Motywacja napisał(a): Niech szarość zarabiająca 1500 zł przy dobrych wiatrach organizuje paczki, a grubasy remontujące kible za 3 mln patrzą i potem sobie nagrody przyznają.
Jednak dobre i miękkie serce to słabość i ułomność, a nie zaleta.
Paczki nie trzeba robić w pojedynkę. Robiliśmy w kilka osób i była to fajna integracja, a paczka była bogatsza niż rodzina prosiła.
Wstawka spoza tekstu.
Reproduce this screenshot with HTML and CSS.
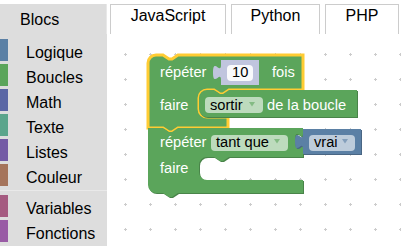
FILE: index.html
```html
<!DOCTYPE html>
<html lang="fr">
<head>
<meta charset="utf-8">
<title>Blockly</title>
<link rel="stylesheet" href="styles.css">
</head>
<body>
<div class="tabs">
  <div class="tab tab-on">Blocs</div>
  <div class="tab tab-js">JavaScript</div>
  <div class="tab tab-py">Python</div>
  <div class="tab tab-php">PHP</div>
</div>
<div class="main">
  <div class="toolbox">
    <div class="cat cat-logic">Logique</div>
    <div class="cat cat-loops">Boucles</div>
    <div class="cat cat-math">Math</div>
    <div class="cat cat-text">Texte</div>
    <div class="cat cat-lists">Listes</div>
    <div class="cat cat-colour">Couleur</div>
    <div class="sep"></div>
    <div class="cat cat-vars">Variables</div>
    <div class="cat cat-procs">Fonctions</div>
  </div>
  <div class="workspace">
    <svg class="ws-svg" width="294" height="212" viewBox="107 34 294 212" xmlns="http://www.w3.org/2000/svg">
      <defs>
        <pattern id="grid" patternUnits="userSpaceOnUse" width="25" height="25" x="124" y="53">
          <path d="M0 1.5h3M1.5 0v3" stroke="#ccc" stroke-width="1"/>
        </pattern>
      </defs>
      <rect x="107" y="34" width="294" height="212" fill="url(#grid)"/>

      <!-- block 1 : répéter 10 fois -->
      <path class="dark-green" transform="translate(1,1)" d="M148,63 A8,8 0 0 1 156,55 H163 l6,4 h3 l6,-4 H303 V90 H229 l-6,4 h-3 l-6,-4 H207 A8,8 0 0 0 199,98 V109 A8,8 0 0 0 207,117 H228 V128 H178 l-6,4 h-3 l-6,-4 H148 Z"/>
      <path class="green selected" d="M148,63 A8,8 0 0 1 156,55 H163 l6,4 h3 l6,-4 H303 V90 H229 l-6,4 h-3 l-6,-4 H207 A8,8 0 0 0 199,98 V109 A8,8 0 0 0 207,117 H228 V128 H178 l-6,4 h-3 l-6,-4 H148 Z"/>
      <text class="lbl" x="160" y="77">répéter</text>
      <path class="shadow" d="M221,60 H259 V85 H221 V80 c0,-10 -8,8 -8,-7.5 s8,2.5 8,-7.5 Z"/>
      <rect class="pill pill-num" x="227" y="65" width="26" height="16" rx="4"/>
      <text class="val" x="232" y="77">10</text>
      <text class="lbl" x="272" y="77">fois</text>
      <text class="lbl" x="160" y="110">faire</text>

      <!-- sortir de la boucle -->
      <path class="dark-green" transform="translate(1,1)" d="M199,98 A8,8 0 0 1 207,90 H214 l6,4 h3 l6,-4 H357 V117 H207 A8,8 0 0 1 199,109 Z"/>
      <path class="green" d="M199,98 A8,8 0 0 1 207,90 H214 l6,4 h3 l6,-4 H357 V117 H207 A8,8 0 0 1 199,109 Z"/>
      <rect class="pill" x="205" y="97" width="58" height="16" rx="4"/>
      <text class="val" x="210" y="110">sortir</text>
      <path class="arrow-green" d="M249,102 h6 l-3,4.5 Z"/>
      <text class="lbl" x="267" y="110">de la boucle</text>

      <!-- block 2 : répéter tant que -->
      <path class="dark-green" transform="translate(1,1)" d="M148,128 H163 l6,4 h3 l6,-4 H303 v5 c0,10 -8,-8 -8,7.5 s8,-2.5 8,7.5 V157 H229 l-6,4 h-3 l-6,-4 H207 A8,8 0 0 0 199,165 V172 A8,8 0 0 0 207,180 H303 V193 H178 l-6,4 h-3 l-6,-4 H156 A8,8 0 0 1 148,185 Z"/>
      <path class="green" d="M148,128 H163 l6,4 h3 l6,-4 H303 v5 c0,10 -8,-8 -8,7.5 s8,-2.5 8,7.5 V157 H229 l-6,4 h-3 l-6,-4 H207 A8,8 0 0 0 199,165 V172 A8,8 0 0 0 207,180 H303 V193 H178 l-6,4 h-3 l-6,-4 H156 A8,8 0 0 1 148,185 Z"/>
      <text class="lbl" x="160" y="147">répéter</text>
      <rect class="pill" x="211" y="135" width="77" height="16" rx="4"/>
      <text class="val" x="216" y="147">tant que</text>
      <path class="arrow-green" d="M274,139 h6 l-3,4.5 Z"/>
      <text class="lbl" x="160" y="173">faire</text>

      <!-- vrai -->
      <path class="dark-blue" transform="translate(1,1)" d="M303,129 H361 V154 H303 V149 c0,-10 -8,8 -8,-7.5 s8,2.5 8,-7.5 Z"/>
      <path class="blue" d="M303,129 H361 V154 H303 V149 c0,-10 -8,8 -8,-7.5 s8,2.5 8,-7.5 Z"/>
      <rect class="pill" x="309" y="135" width="46" height="16" rx="4"/>
      <text class="val" x="314" y="147">vrai</text>
      <path class="arrow-blue" d="M342,139 h6 l-3,4.5 Z"/>
    </svg>
  </div>
</div>
</body>
</html>
```

FILE: styles.css
```css
html, body {
  margin: 0;
  padding: 0;
  background: #fff;
}

body {
  width: 401px;
  height: 246px;
  overflow: hidden;
  font-family: "Liberation Sans", Arial, sans-serif;
  font-size: 16px;
  color: #000;
}

.tabs {
  display: flex;
  align-items: flex-end;
  height: 34px;
  padding-top: 4px;
  box-sizing: border-box;
}

.tab {
  box-sizing: border-box;
  height: 30px;
  border: 1px solid #ccc;
  border-bottom: none;
  text-align: center;
  line-height: 21px;
  white-space: nowrap;
}

.tab-on {
  width: 107px;
  background: #ddd;
  border: none;
  border-right: 1px solid #e8e8e8;
  text-align: left;
  padding-left: 20px;
  line-height: 31px;
  margin-right: 3px;
}

.tab-js {
  width: 116px;
  margin-right: 5px;
}

.tab-py {
  width: 89px;
  margin-right: 5px;
}

.tab-php {
  width: 74px;
}

.main {
  display: flex;
  height: 212px;
}

.toolbox {
  width: 107px;
  flex: none;
  background: #ddd;
  padding-top: 5px;
  box-sizing: border-box;
}

.cat {
  box-sizing: border-box;
  height: 22px;
  line-height: 22px;
  padding-top: 3px;
  margin-bottom: 3px;
  padding-left: 18px;
  border-left: 8px solid #888;
  white-space: nowrap;
}

.cat-logic { border-left-color: #5b80a5; }
.cat-loops { border-left-color: #5ba55b; }
.cat-math { border-left-color: #5b67a5; }
.cat-text { border-left-color: #5ba58c; }
.cat-lists { border-left-color: #745ba5; }
.cat-colour { border-left-color: #a5745b; }
.cat-vars { border-left-color: #a55b80; }
.cat-procs { border-left-color: #995ba5; }

.sep {
  border-bottom: 1px solid #e9e9e9;
  margin: 4px 0;
}

.workspace {
  flex: 1;
  background: #fff;
}

.ws-svg {
  display: block;
}

.green { fill: #5ba55b; }
.dark-green { fill: #498449; }
.blue { fill: #5b80a5; }
.dark-blue { fill: #496684; }
.shadow { fill: #c0c5de; }
.selected {
  stroke: #fc3;
  stroke-width: 3px;
}

.pill {
  fill: #fff;
  fill-opacity: 0.6;
}

.pill-num {
  fill-opacity: 0.9;
}

.lbl {
  fill: #fff;
  font-family: "Liberation Sans", Arial, sans-serif;
  font-size: 11pt;
}

.val {
  fill: #000;
  font-family: "Liberation Sans", Arial, sans-serif;
  font-size: 11pt;
}

.arrow-green { fill: #5ba55b; opacity: 0.6; }
.arrow-blue { fill: #5b80a5; opacity: 0.6; }
```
Jeśli się patrzy na to pod względem materialnym może i "miękkie serce" nie jest opłacalne... ale dla wielu ludzi nie tylko kasa w życiu się liczy! Pomaganie innym, nie tylko pod względem materialnym, bo w projekcie chodzi, aby te osoby zmotywować do dalszego działania, poprzez wiarę w nich i zainteresowanie się ich życiem, daje wieeeeele satysfakcji. Kwestia tego kto jakie ma priorytety...
TOjsienka napisał(a): Nie ma nic gorszego nad udawanie dobroci.Udawanie dobroci odstręcza bardziej niż otwarte zło-Lew Tołstoj
A dlaczego wychodzisz z założenia, że to udawanie? Wiele osób zaangażowanych (partnerów, darczyńców) nie ujawnia się i nie robią tego pod publike.... Wolontariusze poświęcają czas i kasę, aby dojechać i spotkać się z rodzinami, bo chcą pomóc, chcą zrobić coś dobrego. To nie jest akcja na jeden dzień. Tylko projekt na kilka miesięcy i wkładają w swoją pracę wiele serca. Czy to jest udawanie?!
Łatwo oceniać nie dając nic z siebie....
Moim zdaniem to super projekt i mam nadzieję, że za rok będzie również w Bolesławcu.